Un año después, los Swift se mudaron a Hendersonville, en Nashville, donde había vivido Johnny Cash. Cremer, el profesor de guitarra, dice que la familia lo llevó allí en avión para construir un estudio para Taylor. Le dieron unos diez mil dólares para el equipo. Luego le compraron un autobús que Cher utilizaba para las giras, lo renovaron y colgaron un letrero con letras de bronce que decía: «Nunca, nunca, nunca te rindas».
Cuando Taylor llegó a su nuevo instituto, hizo una entrada apoteósica diciendo a la gente que iba a ser una estrella. «Pusimos los ojos en blanco. Era una afirmación muy fuerte para alguien de esa edad», dice una antigua compañera. Casi de inmediato empezó a salir con un chico mayor que ella, pero la cosa no pasó de unos meses. Taylor era una chica popular, con un «look preppy algo country». Muchos pensaban que era «un poco pija». Y su opinión no cambió cuando a los 16 años se compró un Lexus SC430 descapotable.
En Nashville, la discográfica la emparejó con varios compositores. Uno de ellos fue Angelo Petraglia, de 70 años, ganador de un Grammy. «Dios mío, me van a traer a una niña de 14 años –recuerda Petraglia–. No sabía cómo escribir canciones para una niña. Pero fue increíble. Ella no tenía miedo. Sabía lo que quería».
Otro de los compositores con lo que la pusieron a trabajar fue Ellis Orrall. «Entre Angelo y yo sumábamos más de 100 años de experiencia –dice Orrall–, pero recuerdo que Angelo le propuso una música y ella simplemente dijo: 'Hum, no sé, Angelo, suena un poco trillado'. Y fue como: '¡Boom!'. De diez canciones que escribía, una era absolutamente perfecta. Y cada año la proporción no ha hecho más que aumentar».
A pesar de la cantidad de canciones que presentaron –unas 25–, la discográfica les dijo que necesitaban 60 días para evaluar el trabajo, cuenta Ellis Orrall. A la familia no le gustó esa respuesta. Tras una reunión familiar, los Swift se marcharon. «Fue extraordinario. El mayor error de la historia de las discográficas».
Ellis Orrall sugirió a los Swift que prepararan un dosier de prensa para repartirlo durante una actuación suya en el Bluebird Cafe de Nashville, donde iban muchos de la profesión. Orrall invitó a subir a escena a Taylor y tocaron juntos. «Esa noche le conseguimos un contrato discográfico», rememora. Scott Borchetta, que había creado su propia compañía, Big Machine Records, estaba entre el público y «había encontrado a la persona en torno a la que podía construir su empresa». Swift tenía 15 años. Inmediatamente, el padre de Taylor compró acciones de Big Machine por valor de 500.416,66 dólares, el 5 por ciento de la compañía. El álbum debut de Swift salió a la venta en octubre de 2006 y se convirtió en el disco que más tiempo ha permanecido en la lista Billboard 200 de la década, con siete discos de platino.
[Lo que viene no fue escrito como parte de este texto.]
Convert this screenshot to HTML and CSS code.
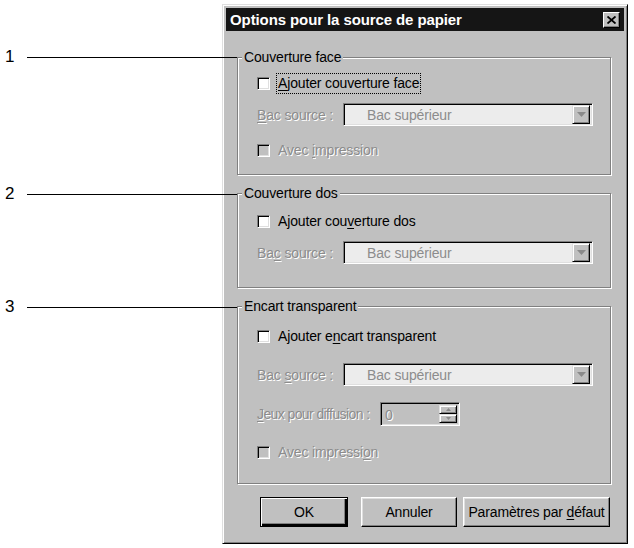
FILE: index.html
```html
<!DOCTYPE html>
<html lang="fr">
<head>
<meta charset="utf-8">
<title>Options pour la source de papier</title>
<link rel="stylesheet" href="styles.css">
</head>
<body>
<div class="page">
  <div class="callout c1"><span class="num">1</span><span class="line"></span></div>
  <div class="callout c2"><span class="num">2</span><span class="line"></span></div>
  <div class="callout c3"><span class="num">3</span><span class="line"></span></div>

  <div class="dialog">
    <div class="titlebar">
      <span class="title">Options pour la source de papier</span>
      <span class="close"><svg width="9" height="8" viewBox="0 0 9 8"><path d="M0.5 0.5 L8.5 7.5 M8.5 0.5 L0.5 7.5" stroke="#000" stroke-width="1.8" fill="none"/></svg></span>
    </div>

    <div class="group g1">
      <div class="legend">Couverture face</div>
      <div class="row r1a">
        <span class="check"></span>
        <span class="label focus"><u>A</u>jouter couverture face</span>
      </div>
      <div class="row r1b">
        <span class="label dis lab-combo"><u>B</u>ac source :</span>
        <span class="combo"><span class="combo-text">Bac supérieur</span><span class="drop"><svg width="9" height="5" viewBox="0 0 9 5"><path d="M0 0 H9 L4.5 5 Z" fill="#8a8a8a"/></svg></span></span>
      </div>
      <div class="row r1c">
        <span class="check disabled"></span>
        <span class="label dis">Avec <u>i</u>mpression</span>
      </div>
    </div>

    <div class="group g2">
      <div class="legend">Couverture dos</div>
      <div class="row r2a">
        <span class="check"></span>
        <span class="label">Ajouter cou<u>v</u>erture dos</span>
      </div>
      <div class="row r2b">
        <span class="label dis lab-combo">Ba<u>c</u> source :</span>
        <span class="combo"><span class="combo-text">Bac supérieur</span><span class="drop"><svg width="9" height="5" viewBox="0 0 9 5"><path d="M0 0 H9 L4.5 5 Z" fill="#8a8a8a"/></svg></span></span>
      </div>
    </div>

    <div class="group g3">
      <div class="legend">Encart transparent</div>
      <div class="row r3a">
        <span class="check"></span>
        <span class="label">Ajouter e<u>n</u>cart transparent</span>
      </div>
      <div class="row r3b">
        <span class="label dis lab-combo">Bac <u>s</u>ource :</span>
        <span class="combo"><span class="combo-text">Bac supérieur</span><span class="drop"><svg width="9" height="5" viewBox="0 0 9 5"><path d="M0 0 H9 L4.5 5 Z" fill="#8a8a8a"/></svg></span></span>
      </div>
      <div class="row r3c">
        <span class="label dis lab-spin"><u>J</u>eux pour diffusion :</span>
        <span class="spin">
          <span class="spin-field">0</span>
          <span class="spin-btns">
            <span class="sbtn"><svg width="5" height="3" viewBox="0 0 5 3"><path d="M2.5 0 L5 3 H0 Z" fill="#8a8a8a"/></svg></span>
            <span class="sbtn"><svg width="5" height="3" viewBox="0 0 5 3"><path d="M0 0 H5 L2.5 3 Z" fill="#8a8a8a"/></svg></span>
          </span>
        </span>
      </div>
      <div class="row r3d">
        <span class="check disabled"></span>
        <span class="label dis">Avec impressi<u>o</u>n</span>
      </div>
    </div>

    <div class="buttons">
      <span class="btn default b-ok"><span>OK</span></span>
      <span class="btn b-cancel"><span>Annuler</span></span>
      <span class="btn b-reset"><span>Paramètres par <u>d</u>éfaut</span></span>
    </div>
  </div>
</div>
</body>
</html>
```

FILE: styles.css
```css
html, body {
  margin: 0;
  padding: 0;
  background: #ffffff;
}

body {
  font-family: "Liberation Sans", Arial, sans-serif;
  font-size: 14px;
  letter-spacing: -0.15px;
  color: #000;
}

.page {
  position: relative;
  width: 634px;
  height: 548px;
  padding-top: 4px;
  padding-left: 222px;
  box-sizing: border-box;
}

/* callouts */
.callout {
  position: absolute;
  left: 0;
  width: 237px;
  height: 20px;
  display: flex;
  align-items: center;
}
.callout .num {
  width: 27px;
  padding-left: 5px;
  box-sizing: border-box;
  font-size: 17px;
  letter-spacing: 0;
  line-height: 20px;
}
.callout .line {
  flex: 1;
  height: 1px;
  background: #000;
}
.c1 { top: 47px; }
.c2 { top: 184px; }
.c3 { top: 297px; }

/* dialog */
.dialog {
  width: 406px;
  height: 540px;
  box-sizing: border-box;
  background: #c0c0c0;
  border: 1px solid;
  border-color: #dfdfdf #000 #000 #dfdfdf;
  box-shadow: inset 1px 1px 0 #fff, inset -1px -1px 0 #808080;
  padding: 3px;
  display: flex;
  flex-direction: column;
}

.titlebar {
  height: 23px;
  background: #151515;
  display: flex;
  align-items: center;
  justify-content: space-between;
  padding: 0 4px 0 4px;
}
.title {
  color: #fff;
  font-weight: bold;
  font-size: 15px;
  letter-spacing: -0.1px;
}
.close {
  width: 17px;
  height: 16px;
  box-sizing: border-box;
  background: #c0c0c0;
  border: 1px solid;
  border-color: #fff #000 #000 #fff;
  box-shadow: inset -1px -1px 0 #808080;
  display: flex;
  align-items: center;
  justify-content: center;
}

/* group boxes */
.group {
  margin-left: 11px;
  width: 374px;
  box-sizing: border-box;
  border: 1px solid #808080;
  box-shadow: inset 1px 1px 0 #fff, 1px 1px 0 #fff;
  padding-left: 19px;
  display: flex;
  flex-direction: column;
}
.g1 { margin-top: 26px; height: 118px; }
.g2 { margin-top: 18px; height: 95px; }
.g3 { margin-top: 18px; height: 178px; }

.legend {
  margin-top: -9px;
  margin-left: -15px;
  height: 16px;
  line-height: 16px;
  padding: 0 2px 0 2px;
  background: #c0c0c0;
  width: fit-content;
}

.row {
  display: flex;
  align-items: center;
  height: 20px;
  line-height: 20px;
}
.r1a { margin-top: 8px; }
.r1b { margin-top: 10px; height: 23px; }
.r1c { margin-top: 14px; }
.r2a { margin-top: 10px; }
.r2b { margin-top: 10px; height: 23px; }
.r3a { margin-top: 12px; }
.r3b { margin-top: 17px; height: 23px; }
.r3c { margin-top: 16px; height: 24px; }
.r3d { margin-top: 16px; }

.check {
  width: 13px;
  height: 13px;
  box-sizing: border-box;
  background: #fff;
  border: 1px solid;
  border-color: #808080 #fff #fff #808080;
  box-shadow: inset 1px 1px 0 #000, inset -1px -1px 0 #dfdfdf;
  margin-right: 8px;
  flex: none;
}
.check.disabled {
  background: #c0c0c0;
}

.label {
  white-space: nowrap;
}
.label u, .btn u {
  text-decoration-thickness: 1px;
  text-underline-offset: 2px;
}
.dis {
  color: #8c8c8c;
  text-shadow: 1px 1px 0 #fff;
}
.focus {
  outline: 1px dotted #000;
  outline-offset: 0;
  line-height: 19px;
  padding: 0 1px;
  margin-left: -1px;
}

.lab-combo { width: 86px; flex: none; }
.lab-spin { width: 123px; flex: none; letter-spacing: -0.6px; }

.combo {
  width: 250px;
  height: 23px;
  box-sizing: border-box;
  border: 1px solid;
  border-color: #808080 #fff #fff #808080;
  box-shadow: inset 1px 1px 0 #000, inset -1px -1px 0 #dfdfdf;
  background: #ececec;
  display: flex;
  align-items: center;
  justify-content: space-between;
  padding: 2px 2px 2px 23px;
}
.combo-text {
  color: #8c8c8c;
}
.drop {
  width: 18px;
  height: 19px;
  box-sizing: border-box;
  background: #c0c0c0;
  border: 1px solid;
  border-color: #dfdfdf #000 #000 #dfdfdf;
  box-shadow: inset 1px 1px 0 #fff, inset -1px -1px 0 #808080;
  display: flex;
  align-items: center;
  justify-content: center;
}

.spin {
  width: 80px;
  height: 24px;
  box-sizing: border-box;
  border: 1px solid;
  border-color: #808080 #fff #fff #808080;
  box-shadow: inset 1px 1px 0 #000, inset -1px -1px 0 #dfdfdf;
  background: #c0c0c0;
  display: flex;
  padding: 2px;
}
.spin-field {
  flex: 1;
  color: #8c8c8c;
  text-shadow: 1px 1px 0 #fff;
  line-height: 20px;
  padding-left: 2px;
}
.spin-btns {
  width: 18px;
  display: flex;
  flex-direction: column;
}
.sbtn {
  flex: 1;
  box-sizing: border-box;
  background: #c0c0c0;
  border: 1px solid;
  border-color: #dfdfdf #000 #000 #dfdfdf;
  box-shadow: inset 1px 1px 0 #fff, inset -1px -1px 0 #808080;
  display: flex;
  align-items: center;
  justify-content: center;
}

/* buttons */
.buttons {
  margin-top: 13px;
  display: flex;
  padding-left: 34px;
  height: 30px;
}
.btn {
  height: 30px;
  box-sizing: border-box;
  background: #c0c0c0;
  border: 1px solid;
  border-color: #fff #000 #000 #fff;
  box-shadow: inset -1px -1px 0 #808080, inset 1px 1px 0 #dfdfdf;
  display: flex;
  align-items: center;
  justify-content: center;
  white-space: nowrap;
}
.btn.default {
  border: 1px solid #000;
  box-shadow: inset 1px 1px 0 #fff, inset -2px -2px 0 #000, inset -3px -3px 0 #808080;
}
.b-ok { width: 88px; }
.b-cancel { width: 96px; margin-left: 13px; }
.b-reset { width: 147px; margin-left: 6px; }
```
Hasta que, de nuevo, se marchó. «Durante años pedí (a Big Machine), supliqué por una oportunidad de ser dueña de mi trabajo», escribió Taylor. En 2018 se fue a Universal, que le dio la propiedad sobre su música. En junio del año siguiente, Borchetta anunció que vendía su compañía al empresario Scooter Braun por 300 millones de dólares; el acuerdo incluía el catálogo antiguo de Swift. El padre de la cantante, al ser accionista, se llevó un buen pellizco con la operación: 15,1 millones de dólares.
La cosa cambió en 2020. Ese año se volvieron a vender los derechos de las primeras canciones de Taylor a otra empresa. Swift, enfadada por haber perdido el control de esas canciones, decidió recuperar los derechos regrabando sus seis primeros álbumes, una brillante jugada comercial que propulsó sus viejas canciones de nuevo a las listas de éxitos.
El padre de Taylor, Scott, sigue ligado a diez empresas vinculadas con su hija, incluyendo merchandising y gestión de derechos; Andrea, la madre, tiene un papel en «cada decisión que tomo», según la cantante; y su hermano Austin nunca anda lejos. «Siempre bromeo diciendo que somos una pequeña empresa familiar», dice Taylor. Una empresa familiar que, cuando ella sube al escenario ante cien mil personas y las luces parpadean, pone millones de dólares en movimiento. Este fue siempre, siempre, el plan.